**INFORMATION PROVIDED**
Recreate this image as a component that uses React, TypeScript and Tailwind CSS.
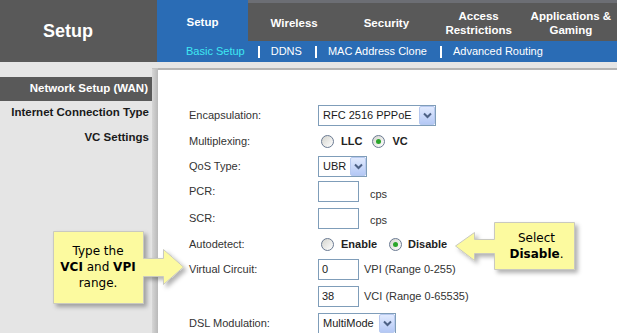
import React from 'react';

const tabs = [
  { label: 'Wireless' },
  { label: 'Security' },
  { label: 'Access\nRestrictions' },
  { label: 'Applications &\nGaming' },
];

const subItems = ['Basic Setup', 'DDNS', 'MAC Address Clone', 'Advanced Routing'];

function Select({ width, value }: { width: string; value: string }) {
  return (
    <div className={`${width} h-[21px] border border-[#7f9db9] bg-white flex items-center`}>
      <span className="flex-1 pl-[4px] text-[11px] text-[#1a1a1a] truncate">{value}</span>
      <span className="w-[16px] h-[19px] border border-[#b7c9ef] rounded-[2px] bg-linear-to-b from-[#e1eafe] to-[#b4c8f5] flex items-center justify-center">
        <svg width="9" height="7" viewBox="0 0 9 7">
          <path d="M1 1.5 L4.5 5 L8 1.5" fill="none" stroke="#4d6185" strokeWidth="2" />
        </svg>
      </span>
    </div>
  );
}

function Radio({ checked }: { checked?: boolean }) {
  return (
    <span className="w-[13px] h-[13px] rounded-full border border-[#6a7a92] bg-linear-to-br from-[#d4d4ce] to-white flex items-center justify-center">
      {checked && <span className="w-[5px] h-[5px] rounded-full bg-[#2aa52a]" />}
    </span>
  );
}

function TextBox({ value }: { value?: string }) {
  return (
    <div className="w-[41px] h-[21px] border border-[#7f9db9] bg-white pl-[3px] text-[11px] leading-[19px] text-[#1a1a1a]">
      {value}
    </div>
  );
}

function Row({ h, label, children }: { h: string; label?: string; children: React.ReactNode }) {
  return (
    <div className={`${h} flex items-center`}>
      <div className="w-[129px] text-[11px] text-[#333]">{label}</div>
      <div className="flex items-center">{children}</div>
    </div>
  );
}

export default function App() {
  return (
    <div className="relative w-[617px] h-[333px] overflow-hidden bg-white font-['Liberation_Sans',Arial,sans-serif]">
      {/* header */}
      <div className="flex h-[62px]">
        <div className="w-[157px] bg-[#595959] flex items-center pl-[43px]">
          <span className="text-white font-bold text-[18px]">Setup</span>
        </div>
        <div className="flex-1 flex flex-col">
          <div className="h-[41px] flex bg-[#595959] border-t-[3px] border-[#6c6e74]">
            <div className="w-[91px] -mt-[3px] bg-[#2a6cb5] flex items-center justify-center pt-[5px]">
              <span className="text-white font-bold text-[11.5px]">Setup</span>
            </div>
            {tabs.map((t) => (
              <div key={t.label} className="flex-1 flex items-center justify-center pt-[2px]">
                <span className="text-white font-bold text-[11.5px] leading-[14px] text-center whitespace-pre">{t.label}</span>
              </div>
            ))}
          </div>
          <div className="h-[21px] bg-[#2a6cb5] flex items-center pl-[29px] text-[11px]">
            {subItems.map((s, i) => (
              <React.Fragment key={s}>
                {i > 0 && <span className="w-[2px] h-[12px] bg-white ml-[13px] mr-[11px]" />}
                <span className={i === 0 ? 'text-[#3ee8f2]' : 'text-white'}>{s}</span>
              </React.Fragment>
            ))}
          </div>
        </div>
      </div>

      {/* body */}
      <div className="h-[6px] bg-[#e5e5e5]" />
      <div className="flex h-[265px]">
        <div className="w-[152px] bg-[#e5e5e5] pt-[9px]">
          <div className="h-[24px] bg-[#595959] flex items-center justify-end pr-[4px]">
            <span className="text-white font-bold text-[11.5px]">Network Setup (WAN)</span>
          </div>
          <div className="h-[23px] flex items-center justify-end pr-[3px] text-[11.5px] font-bold text-[#1a1a1a]">
            Internet Connection Type
          </div>
          <div className="h-[27px] flex items-center justify-end pr-[3px] text-[11.5px] font-bold text-[#1a1a1a]">
            VC Settings
          </div>
        </div>
        <div className="w-[6px] bg-linear-to-r from-[#d6d6d6] to-[#b9b9b9] border-t border-[#c4c4c4]" />
        <div className="flex-1 bg-white border-t-2 border-[#b4b4b4] pl-[31px] pt-[32px]">
          <Row h="h-[26px]" label="Encapsulation:">
            <Select width="w-[118px]" value="RFC 2516 PPPoE" />
          </Row>
          <Row h="h-[26px]" label="Multiplexing:">
            <span className="flex items-center ml-[3px]">
              <Radio />
              <span className="ml-[7px] text-[11px] font-bold text-[#222]">LLC</span>
              <span className="ml-[10px]"><Radio checked /></span>
              <span className="ml-[7px] text-[11px] font-bold text-[#222]">VC</span>
            </span>
          </Row>
          <Row h="h-[25px]" label="QoS Type:">
            <Select width="w-[49px]" value="UBR" />
          </Row>
          <Row h="h-[25px]" label="PCR:">
            <TextBox />
            <span className="ml-[11px] mt-[5px] text-[11px] text-[#333]">cps</span>
          </Row>
          <Row h="h-[28px]" label="SCR:">
            <TextBox />
            <span className="ml-[11px] mt-[5px] text-[11px] text-[#333]">cps</span>
          </Row>
          <Row h="h-[25px]" label="Autodetect:">
            <span className="flex items-center ml-[3px]">
              <Radio />
              <span className="ml-[7px] text-[11px] font-bold text-[#222]">Enable</span>
              <span className="ml-[12px]"><Radio checked /></span>
              <span className="ml-[6px] text-[11px] font-bold text-[#222]">Disable</span>
            </span>
          </Row>
          <Row h="h-[25px]" label="Virtual Circuit:">
            <TextBox value="0" />
            <span className="ml-[5px] text-[11px] text-[#333]">VPI (Range 0-255)</span>
          </Row>
          <Row h="h-[28px]">
            <TextBox value="38" />
            <span className="ml-[5px] text-[11px] text-[#333]">VCI (Range 0-65535)</span>
          </Row>
          <Row h="h-[26px]" label="DSL Modulation:">
            <Select width="w-[78px]" value="MultiMode" />
          </Row>
        </div>
      </div>

      {/* callouts */}
      <svg className="absolute left-0 top-0 pointer-events-none" width="617" height="333">
        <defs>
          <filter id="sh" x="-20%" y="-20%" width="140%" height="140%">
            <feDropShadow dx="3" dy="3" stdDeviation="2" floodColor="#000" floodOpacity="0.3" />
          </filter>
        </defs>
        <path
          d="M53.5,231.5 H143.5 V258.5 H163.5 V249.5 L183.5,267 L163.5,284.5 V276.5 H143.5 V303.5 H53.5 Z"
          fill="#fcfa9f"
          stroke="#c9c9c0"
          filter="url(#sh)"
        />
        <path
          d="M494.5,222.5 H574.5 V269.5 H494.5 V253.5 H474.5 V260.5 L455.5,246 L474.5,232.5 V239.5 H494.5 Z"
          fill="#fcfa9f"
          stroke="#c9c9c0"
          filter="url(#sh)"
        />
      </svg>
      <div className="absolute left-[53px] top-[231px] w-[90px] h-[72px] flex flex-col items-center justify-center text-[12px] leading-[16px] text-black font-['DejaVu_Sans',Verdana,sans-serif]">
        <span>Type the</span>
        <span><b>VCI</b> and <b>VPI</b></span>
        <span>range.</span>
      </div>
      <div className="absolute left-[494px] top-[222px] w-[80px] h-[47px] pl-[5px] flex flex-col items-center justify-center text-[12px] leading-[16px] text-black font-['DejaVu_Sans',Verdana,sans-serif]">
        <span>Select</span>
        <span><b>Disable</b>.</span>
      </div>
    </div>
  );
}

**TASK DESCRIPTION**
Are you able to set down all the lines above exactly, without any pictures?

**SOLUTION FOR THIS EXERCISE**
Recreate this image as a component that uses React, TypeScript and Tailwind CSS.
import React from 'react';

const tabs = [
  { label: 'Wireless' },
  { label: 'Security' },
  { label: 'Access\nRestrictions' },
  { label: 'Applications &\nGaming' },
];

const subItems = ['Basic Setup', 'DDNS', 'MAC Address Clone', 'Advanced Routing'];

function Select({ width, value }: { width: string; value: string }) {
  return (
    <div className={`${width} h-[21px] border border-[#7f9db9] bg-white flex items-center`}>
      <span className="flex-1 pl-[4px] text-[11px] text-[#1a1a1a] truncate">{value}</span>
      <span className="w-[16px] h-[19px] border border-[#b7c9ef] rounded-[2px] bg-linear-to-b from-[#e1eafe] to-[#b4c8f5] flex items-center justify-center">
        <svg width="9" height="7" viewBox="0 0 9 7">
          <path d="M1 1.5 L4.5 5 L8 1.5" fill="none" stroke="#4d6185" strokeWidth="2" />
        </svg>
      </span>
    </div>
  );
}

function Radio({ checked }: { checked?: boolean }) {
  return (
    <span className="w-[13px] h-[13px] rounded-full border border-[#6a7a92] bg-linear-to-br from-[#d4d4ce] to-white flex items-center justify-center">
      {checked && <span className="w-[5px] h-[5px] rounded-full bg-[#2aa52a]" />}
    </span>
  );
}

function TextBox({ value }: { value?: string }) {
  return (
    <div className="w-[41px] h-[21px] border border-[#7f9db9] bg-white pl-[3px] text-[11px] leading-[19px] text-[#1a1a1a]">
      {value}
    </div>
  );
}

function Row({ h, label, children }: { h: string; label?: string; children: React.ReactNode }) {
  return (
    <div className={`${h} flex items-center`}>
      <div className="w-[129px] text-[11px] text-[#333]">{label}</div>
      <div className="flex items-center">{children}</div>
    </div>
  );
}

export default function App() {
  return (
    <div className="relative w-[617px] h-[333px] overflow-hidden bg-white font-['Liberation_Sans',Arial,sans-serif]">
      {/* header */}
      <div className="flex h-[62px]">
        <div className="w-[157px] bg-[#595959] flex items-center pl-[43px]">
          <span className="text-white font-bold text-[18px]">Setup</span>
        </div>
        <div className="flex-1 flex flex-col">
          <div className="h-[41px] flex bg-[#595959] border-t-[3px] border-[#6c6e74]">
            <div className="w-[91px] -mt-[3px] bg-[#2a6cb5] flex items-center justify-center pt-[5px]">
              <span className="text-white font-bold text-[11.5px]">Setup</span>
            </div>
            {tabs.map((t) => (
              <div key={t.label} className="flex-1 flex items-center justify-center pt-[2px]">
                <span className="text-white font-bold text-[11.5px] leading-[14px] text-center whitespace-pre">{t.label}</span>
              </div>
            ))}
          </div>
          <div className="h-[21px] bg-[#2a6cb5] flex items-center pl-[29px] text-[11px]">
            {subItems.map((s, i) => (
              <React.Fragment key={s}>
                {i > 0 && <span className="w-[2px] h-[12px] bg-white ml-[13px] mr-[11px]" />}
                <span className={i === 0 ? 'text-[#3ee8f2]' : 'text-white'}>{s}</span>
              </React.Fragment>
            ))}
          </div>
        </div>
      </div>

      {/* body */}
      <div className="h-[6px] bg-[#e5e5e5]" />
      <div className="flex h-[265px]">
        <div className="w-[152px] bg-[#e5e5e5] pt-[9px]">
          <div className="h-[24px] bg-[#595959] flex items-center justify-end pr-[4px]">
            <span className="text-white font-bold text-[11.5px]">Network Setup (WAN)</span>
          </div>
          <div className="h-[23px] flex items-center justify-end pr-[3px] text-[11.5px] font-bold text-[#1a1a1a]">
            Internet Connection Type
          </div>
          <div className="h-[27px] flex items-center justify-end pr-[3px] text-[11.5px] font-bold text-[#1a1a1a]">
            VC Settings
          </div>
        </div>
        <div className="w-[6px] bg-linear-to-r from-[#d6d6d6] to-[#b9b9b9] border-t border-[#c4c4c4]" />
        <div className="flex-1 bg-white border-t-2 border-[#b4b4b4] pl-[31px] pt-[32px]">
          <Row h="h-[26px]" label="Encapsulation:">
            <Select width="w-[118px]" value="RFC 2516 PPPoE" />
          </Row>
          <Row h="h-[26px]" label="Multiplexing:">
            <span className="flex items-center ml-[3px]">
              <Radio />
              <span className="ml-[7px] text-[11px] font-bold text-[#222]">LLC</span>
              <span className="ml-[10px]"><Radio checked /></span>
              <span className="ml-[7px] text-[11px] font-bold text-[#222]">VC</span>
            </span>
          </Row>
          <Row h="h-[25px]" label="QoS Type:">
            <Select width="w-[49px]" value="UBR" />
          </Row>
          <Row h="h-[25px]" label="PCR:">
            <TextBox />
            <span className="ml-[11px] mt-[5px] text-[11px] text-[#333]">cps</span>
          </Row>
          <Row h="h-[28px]" label="SCR:">
            <TextBox />
            <span className="ml-[11px] mt-[5px] text-[11px] text-[#333]">cps</span>
          </Row>
          <Row h="h-[25px]" label="Autodetect:">
            <span className="flex items-center ml-[3px]">
              <Radio />
              <span className="ml-[7px] text-[11px] font-bold text-[#222]">Enable</span>
              <span className="ml-[12px]"><Radio checked /></span>
              <span className="ml-[6px] text-[11px] font-bold text-[#222]">Disable</span>
            </span>
          </Row>
          <Row h="h-[25px]" label="Virtual Circuit:">
            <TextBox value="0" />
            <span className="ml-[5px] text-[11px] text-[#333]">VPI (Range 0-255)</span>
          </Row>
          <Row h="h-[28px]">
            <TextBox value="38" />
            <span className="ml-[5px] text-[11px] text-[#333]">VCI (Range 0-65535)</span>
          </Row>
          <Row h="h-[26px]" label="DSL Modulation:">
            <Select width="w-[78px]" value="MultiMode" />
          </Row>
        </div>
      </div>

      {/* callouts */}
      <svg className="absolute left-0 top-0 pointer-events-none" width="617" height="333">
        <defs>
          <filter id="sh" x="-20%" y="-20%" width="140%" height="140%">
            <feDropShadow dx="3" dy="3" stdDeviation="2" floodColor="#000" floodOpacity="0.3" />
          </filter>
        </defs>
        <path
          d="M53.5,231.5 H143.5 V258.5 H163.5 V249.5 L183.5,267 L163.5,284.5 V276.5 H143.5 V303.5 H53.5 Z"
          fill="#fcfa9f"
          stroke="#c9c9c0"
          filter="url(#sh)"
        />
        <path
          d="M494.5,222.5 H574.5 V269.5 H494.5 V253.5 H474.5 V260.5 L455.5,246 L474.5,232.5 V239.5 H494.5 Z"
          fill="#fcfa9f"
          stroke="#c9c9c0"
          filter="url(#sh)"
        />
      </svg>
      <div className="absolute left-[53px] top-[231px] w-[90px] h-[72px] flex flex-col items-center justify-center text-[12px] leading-[16px] text-black font-['DejaVu_Sans',Verdana,sans-serif]">
        <span>Type the</span>
        <span><b>VCI</b> and <b>VPI</b></span>
        <span>range.</span>
      </div>
      <div className="absolute left-[494px] top-[222px] w-[80px] h-[47px] pl-[5px] flex flex-col items-center justify-center text-[12px] leading-[16px] text-black font-['DejaVu_Sans',Verdana,sans-serif]">
        <span>Select</span>
        <span><b>Disable</b>.</span>
      </div>
    </div>
  );
}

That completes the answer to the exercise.